Prediction Reliability Assessment Based on Mahalanobis Distance and GRU in the Application of Bearing RUL Analysis

Bearing is a key component of rotating machinery, and its remaining life prediction is crucial for equipment maintenance. As known that vibration signal has been widely used for data-driven methods, while those methods have been fall in the following two problems. The first issue is that how to construct a useful healthy index that reflects the bearing degradation trend factor. The other one is that signal samples are susceptible to noise interference and prediction models are easily affected by parameters, which will lead the prediction results are prone to discrete and unstable phenomena. There is a crucial need is that how to achieve a high prediction precision with reliable forecast results. Focusing on the appeal issue, this paper proposes a novel prediction reliability assessment based on mahalanobis distance and GRU, which contains three steps. First, considering the differences in sample distribution, mahalanobis distance as a health index is built from the multivariate statistical features.

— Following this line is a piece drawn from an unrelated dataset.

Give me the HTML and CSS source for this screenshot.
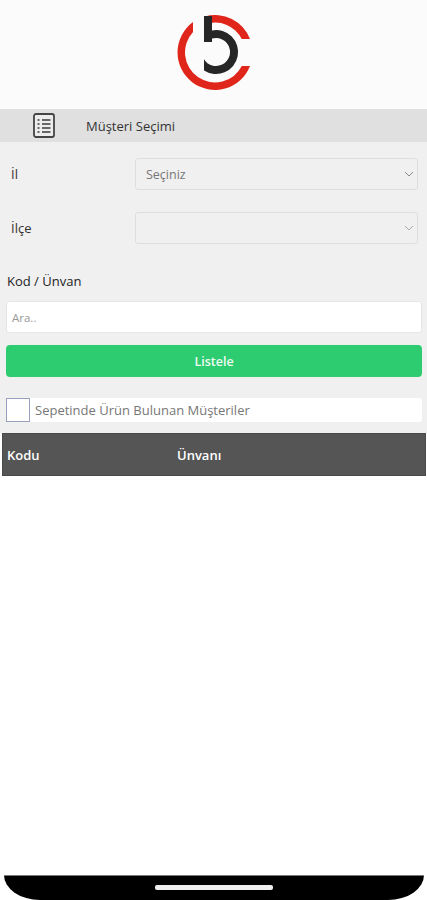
FILE: index.html
```html
<!DOCTYPE html>
<html lang="en">

<head>
  <meta charset="UTF-8">
  <meta name="viewport" content="width=device-width, initial-scale=1.0">
  <title>Müşteri Seçimi</title>
  <link rel="stylesheet" href="styles.css">
</head>

<body>
  <div class="screen">
    <header class="logo-area">
      <svg class="logo" width="76" height="77" viewBox="0 0 76 77">
        <path d="M16 8.100A37.500 37.500 0 1 0 73 52H64.800A30 30 0 1 1 16 18.100Z" fill="#e0251b" />
        <path d="M28 2.400A37.500 37.500 0 0 1 73 25H64.800A30 30 0 0 0 28 10.200Z" fill="#e0251b" />
        <path d="M27 2H35V16.400A22 22 0 1 1 27 56.400V45.200A14 14 0 1 0 35 24.600V28H27Z" fill="#262626" />
      </svg>
    </header>

    <div class="title-bar">
      <svg class="title-icon" width="22" height="25" viewBox="0 0 22 25">
        <rect x="1" y="1" width="20" height="23" rx="2" fill="#ececec" stroke="#444" stroke-width="1.800" />
        <path d="M4.500 7H6.500M4.500 11H6.500M4.500 15H6.500M4.500 19H6.500M9 7H17.500M9 11H17.500M9 15H17.500M9 19H17.500" stroke="#666" stroke-width="1.800" />
      </svg>
      <span>Müşteri Seçimi</span>
    </div>

    <main class="filters">
      <div class="field-row">
        <label class="field-label">İl</label>
        <div class="select">
          <span>Seçiniz</span>
          <svg class="chevron" width="10" height="6" viewBox="0 0 10 6"><path d="M1 1l4 4 4-4" fill="none" stroke="#888" /></svg>
        </div>
      </div>
      <div class="field-row">
        <label class="field-label">İlçe</label>
        <div class="select">
          <span></span>
          <svg class="chevron" width="10" height="6" viewBox="0 0 10 6"><path d="M1 1l4 4 4-4" fill="none" stroke="#aaa" /></svg>
        </div>
      </div>

      <label class="search-label">Kod / Ünvan</label>
      <div class="search-input">Ara..</div>
      <button class="list-button">Listele</button>

      <div class="check-row">
        <span class="checkbox"></span>
        <span>Sepetinde Ürün Bulunan Müşteriler</span>
      </div>
    </main>

    <div class="table-head">
      <span class="col-code">Kodu</span>
      <span>Ünvanı</span>
    </div>

    <div class="table-body"></div>

    <footer class="phone-bottom">
      <span class="home-bar"></span>
    </footer>
  </div>
</body>

</html>
```

FILE: styles.css
```css
html,
body {
  margin: 0;
  height: 100%;
}

body {
  font-family: 'Open Sans', 'Noto Sans', sans-serif;
  background-color: white;
  color: #222;
}

.screen {
  display: flex;
  flex-direction: column;
  height: 900px;
  overflow: hidden;
}

.logo-area {
  height: 109px;
  display: flex;
  justify-content: center;
  align-items: flex-start;
  padding: 14px 0 0 3px;
  box-sizing: border-box;
  background-color: #fbfbfb;
}

.title-bar {
  height: 33px;
  display: flex;
  align-items: center;
  padding-left: 33px;
  background-color: #e0e0e0;
  font-size: 13px;
  color: #333;
}

.title-icon {
  margin-right: 31px;
}

.filters {
  height: 291px;
  box-sizing: border-box;
  padding: 16px 5px 0 6px;
  background-color: #f0f0f0;
  display: flex;
  flex-direction: column;
}

.field-row {
  display: flex;
  align-items: center;
  height: 32px;
  margin-bottom: 22px;
}

.field-label {
  width: 129px;
  padding-left: 5px;
  font-size: 13px;
  box-sizing: border-box;
  color: #333;
}

.select {
  flex: 1;
  height: 32px;
  box-sizing: border-box;
  margin-right: 4px;
  padding: 0 3px 0 10px;
  display: flex;
  align-items: center;
  justify-content: space-between;
  border: 1px solid #dedede;
  border-radius: 3px;
  font-size: 12.500px;
  color: #777;
}

.search-label {
  font-size: 13px;
  line-height: 17px;
  margin-top: 7px;
  padding-left: 1px;
  color: #222;
}

.search-input {
  margin-top: 11px;
  height: 32px;
  box-sizing: border-box;
  padding-left: 5px;
  display: flex;
  align-items: center;
  background-color: white;
  border: 1px solid #e6e6e6;
  border-radius: 3px;
  font-size: 11.500px;
  color: #999;
}

.list-button {
  margin-top: 12px;
  height: 32px;
  border: 0;
  border-radius: 4px;
  background-color: #2ecc71;
  color: #eefbf3;
  font-family: inherit;
  font-size: 12.500px;
  font-weight: 600;
}

.check-row {
  margin-top: 21px;
  height: 24px;
  display: flex;
  align-items: center;
  gap: 5px;
  background-color: white;
  border-radius: 3px;
  font-size: 13px;
  color: #777;
}

.checkbox {
  width: 24px;
  height: 24px;
  box-sizing: border-box;
  border: 1px solid #9a9fbd;
  background-color: white;
}

.table-head {
  margin: 0 1px 0 2px;
  height: 43px;
  box-sizing: border-box;
  display: flex;
  align-items: center;
  padding-left: 4px;
  background-color: #555;
  border: 1px solid #4a4a4a;
  color: white;
  font-size: 13px;
  font-weight: 600;
}

.col-code {
  width: 170px;
}

.table-body {
  flex: 1;
  background-color: white;
}

.phone-bottom {
  height: 25px;
  margin: 0 3px 0 4px;
  display: flex;
  justify-content: center;
  padding-top: 9px;
  box-sizing: border-box;
  background-color: black;
  border-top: 1px solid #777;
  border-radius: 0 0 36px 36px / 0 0 25px 25px;
}

.home-bar {
  width: 118px;
  height: 5px;
  border-radius: 2px;
  background-color: #eee;
}
```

Then gate recurrent unit, as a time series prediction-sensitive deep learning approach, is used to predict the bearing remaining useful life. In the third step, the distribution of prediction results is obtained by multiple predictions, where Bootstrap method is employed to resample the samples for a sound datasets construction. Through experiments and comparison, the reliability of the proposed method has been verified with the prediction bias analysis. It can be foreseen that the reliability prediction assessment is not only applicable to bearings, but can also is used for remaining useful life prediction in other field of electronic equipment.